February 2016: The Month in Email


Happy March! Here’s a look back at our last month of email adventures.
Feb2016forBlogIt was a busy few weeks for us with the M3AAWG meeting in San Francisco. We saw lots of old friends and met many new people — all in all, a success, despite the M3AAWG plague we both contracted. Hot topics at the conference included DMARC, of course, and I took the opportunity to write up a guide to help you determine if you should publish a DMARC policy.
On the subject of advice and guidance, Ask Laura continues to be a popular column — we’ve had lots of interesting questions, and are always looking for more general questions about email delivery. We can’t tackle specifics about your program in this column (get in touch if we can help you with that directly) but we can help with questions like “Will our ESP kick us off for mailing purchasers?” or “Help! I’m confused about authentication.
Continuing on the authentication front, I noted that Gmail is starting to roll out some UI to indicate authentication status to users. It will be interesting to see if that starts to affect user (or sender) behavior in any way. In other interesting industry news, Microsoft has implemented an Office 365 IP Delisting page. I also wrote a followup post to my 2015 overview of the state of ESPs and purchased lists — it’s worth checking out if this is something your business considers.
I wrote a post about security and backdoors, prompted by both the FBI/Apple controversy and by Kim Zetter’s talk at M3AAWG about Stuxnet. These questions about control and access will only get more complicated as we produce, consume, store, and share more data across more devices.
Speaking of predictions, I also noted my contribution to a great whitepaper from Litmus that explores the state of Email Marketing in 2020.

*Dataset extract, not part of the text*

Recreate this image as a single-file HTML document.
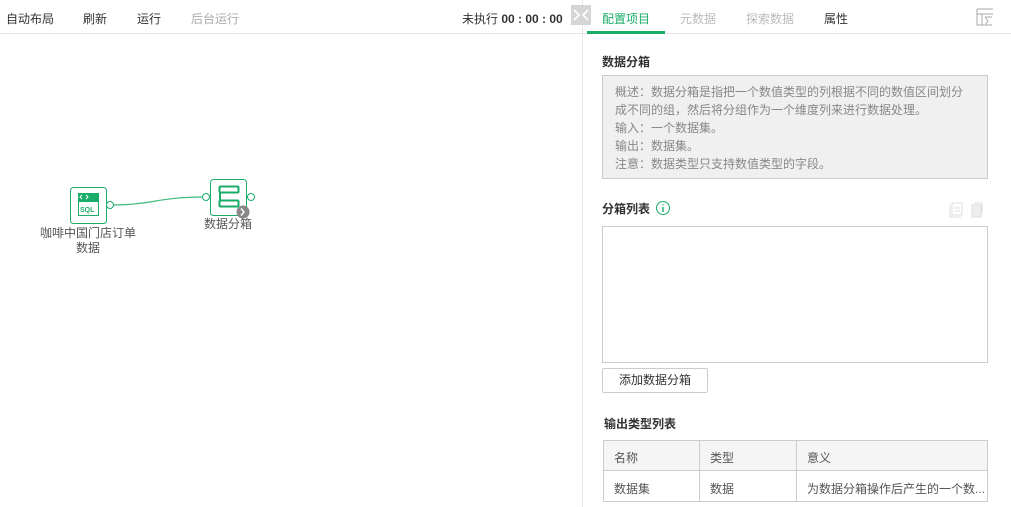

As always, we looked at some best practices this month. I wrote up some of my thoughts about data hygiene following Mailchimp’s blog post about the value of inactive subscribers. As always, there isn’t one right answer, but there’s a lot of good food for thought. And more food for thought: how best practices are a lot like public health recommendations. As with everything, it comes down to knowing your audience(s) and looking at the relationship(s), which, as you know, is a favorite subject around here.